August 14, 2017: The management of one of Africa’s biggest airports, O R Tambo International Airport says that the implementation of the integrated multi-disciplinary tactical security plan implemented in July is progressing well and showing encouraging early results. After the new system was put in place, a number of suspects have been arrested at the airport in connection with interceptions of shipments of drugs and rhino horn as well as vehicle theft.

“The strategic and operational support from the Ministries of Police, State Security, Transport and Home Affairs, as well as from the Ekurhuleni Metro and others, is proving instrumental in driving this results-oriented effort. O R Tambo International Airport comments all the law enforcement agencies concerned and looks forward to sustained success in combating crime in and around the airport,” says Leigh Gunkel-Keuler, spokesperson for O R Tambo International Airport.

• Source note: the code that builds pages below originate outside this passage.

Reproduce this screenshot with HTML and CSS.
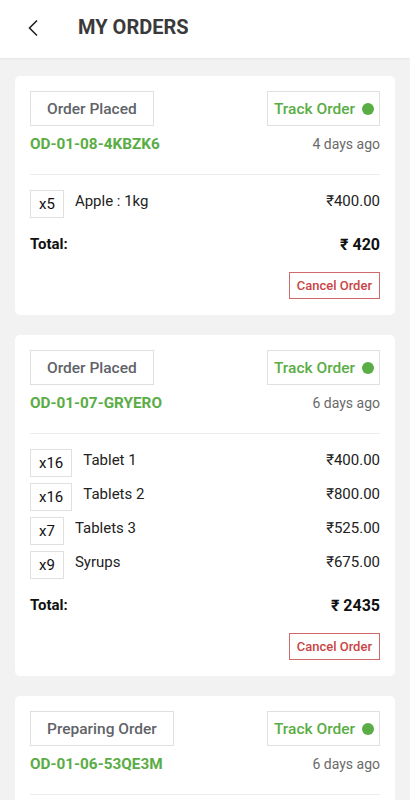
FILE: index.html
```html
<!DOCTYPE html>
<html lang="en">
<head>
<meta charset="utf-8">
<title>My Orders</title>
<link rel="stylesheet" href="styles.css">
</head>
<body>
<header class="topbar">
  <svg class="back" width="12" height="18" viewBox="0 0 12 18"><path d="M10 1.5 L2.5 9 L10 16.5" fill="none" stroke="#222" stroke-width="1.6"/></svg>
  <h1 class="title">MY ORDERS</h1>
</header>
<main class="list">
  <section class="card">
    <div class="row-top">
      <span class="status">Order Placed</span>
      <span class="track">Track Order <i class="dot"></i></span>
    </div>
    <div class="row-id">
      <span class="oid">OD-01-08-4KBZK6</span>
      <span class="ago">4 days ago</span>
    </div>
    <hr class="divider">
    <div class="items">
      <div class="item"><span class="qty">x5</span><span class="name">Apple : 1kg</span><span class="price">₹400.00</span></div>
    </div>
    <div class="total"><span>Total:</span><span class="total-val">₹ 420</span></div>
    <div class="actions"><button class="cancel">Cancel Order</button></div>
  </section>
  <section class="card">
    <div class="row-top">
      <span class="status">Order Placed</span>
      <span class="track">Track Order <i class="dot"></i></span>
    </div>
    <div class="row-id">
      <span class="oid">OD-01-07-GRYERO</span>
      <span class="ago">6 days ago</span>
    </div>
    <hr class="divider">
    <div class="items">
      <div class="item"><span class="qty">x16</span><span class="name">Tablet 1</span><span class="price">₹400.00</span></div>
      <div class="item"><span class="qty">x16</span><span class="name">Tablets 2</span><span class="price">₹800.00</span></div>
      <div class="item"><span class="qty">x7</span><span class="name">Tablets 3</span><span class="price">₹525.00</span></div>
      <div class="item"><span class="qty">x9</span><span class="name">Syrups</span><span class="price">₹675.00</span></div>
    </div>
    <div class="total"><span>Total:</span><span class="total-val">₹ 2435</span></div>
    <div class="actions"><button class="cancel">Cancel Order</button></div>
  </section>
  <section class="card">
    <div class="row-top">
      <span class="status">Preparing Order</span>
      <span class="track">Track Order <i class="dot"></i></span>
    </div>
    <div class="row-id">
      <span class="oid">OD-01-06-53QE3M</span>
      <span class="ago">6 days ago</span>
    </div>
    <hr class="divider">
  </section>
</main>
</body>
</html>
```
FILE: styles.css
```css
* { box-sizing: border-box; }
html, body { margin: 0; padding: 0; }
body {
  background: #f2f2f2;
  font-family: Roboto, "Noto Sans", "DejaVu Sans", sans-serif;
  color: #1a1a1a;
  width: 410px;
  height: 800px;
  overflow: hidden;
}
.topbar {
  height: 58px;
  background: #fff;
  display: flex;
  align-items: center;
  padding-left: 27px;
  box-shadow: 0 1px 2px rgba(0,0,0,0.06);
}
.back { display: block; margin-top: -3px; }
.title {
  margin: -4px 0 0 39px;
  font-size: 20px;
  font-weight: 700;
  color: #3a3a3a;
  line-height: 24px;
}
.list {
  padding: 18px 15px 0;
  display: flex;
  flex-direction: column;
  gap: 20px;
}
.card {
  background: #fff;
  border-radius: 5px;
  padding: 15px 15px 16px;
}
.row-top {
  display: flex;
  justify-content: space-between;
  align-items: center;
}
.status, .track {
  height: 35px;
  border: 1px solid #e0e0e0;
  display: inline-flex;
  align-items: center;
  font-size: 15.5px;
  font-weight: 500;
}
.status {
  padding: 0 16px;
  color: #5f6368;
}
.track {
  padding: 0 5px 0 6px;
  color: #5aad45;
  gap: 7px;
}
.dot {
  width: 12px;
  height: 12px;
  border-radius: 50%;
  background: #5aad45;
  display: inline-block;
}
.row-id {
  margin-top: 8px;
  height: 20px;
  display: flex;
  justify-content: space-between;
  align-items: center;
}
.oid {
  color: #5aad45;
  font-weight: 700;
  font-size: 15.3px;
}
.ago {
  color: #6a6a6a;
  font-size: 14px;
}
.divider {
  margin: 20px 0 0;
  border: 0;
  border-top: 1px solid #ececec;
}
.items {
  margin-top: 15px;
  display: flex;
  flex-direction: column;
  gap: 6px;
}
.item {
  display: flex;
  align-items: flex-start;
}
.qty {
  height: 28px;
  padding: 0 8px;
  border: 1px solid #e0e0e0;
  display: inline-flex;
  align-items: center;
  justify-content: center;
  font-size: 15px;
  color: #111;
}
.name {
  margin-left: 11px;
  line-height: 22px;
  font-size: 15px;
  color: #222;
  flex: 1;
}
.price {
  line-height: 22px;
  font-size: 15px;
  color: #222;
}
.total {
  margin-top: 16px;
  height: 20px;
  display: flex;
  justify-content: space-between;
  align-items: center;
  font-weight: 700;
  font-size: 15px;
  color: #111;
}
.total-val { font-size: 16px; }
.actions {
  margin-top: 18px;
  display: flex;
  justify-content: flex-end;
}
.cancel {
  height: 27px;
  padding: 0 7px;
  background: #fff;
  border: 1px solid #d06a6a;
  color: #c94545;
  font-family: Roboto, "Noto Sans", sans-serif;
  font-size: 13px;
  font-weight: 500;
  border-radius: 0;
}
```
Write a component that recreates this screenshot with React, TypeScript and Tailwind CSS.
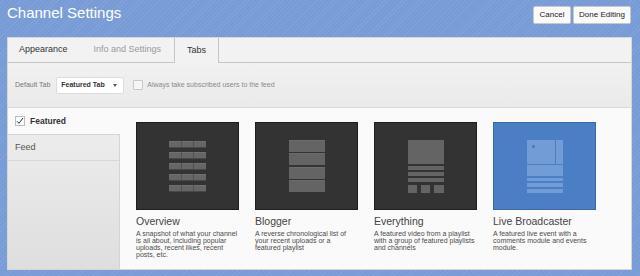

Two significant arrests were made by Customs and Excise and the South African Police Service on Saturday. The suspects in two separate interceptions were arrested for the illegal possession of narcotics with street values of several millions of rand.

It was established that while the suspects work at the airport, they are directly employed by ground handling companies, Menzies and Swissport respectively. Scrutiny of people working at the airport across all jobs and employers can be expected to increase, said Gunkel-Keuler.

“O R Tambo International Airport is in many ways like a small city. We have more than 21 million passengers landing or departing every year. It takes more than 35 000 people working at the airport for different service providers and stakeholders to keep things running smoothly.”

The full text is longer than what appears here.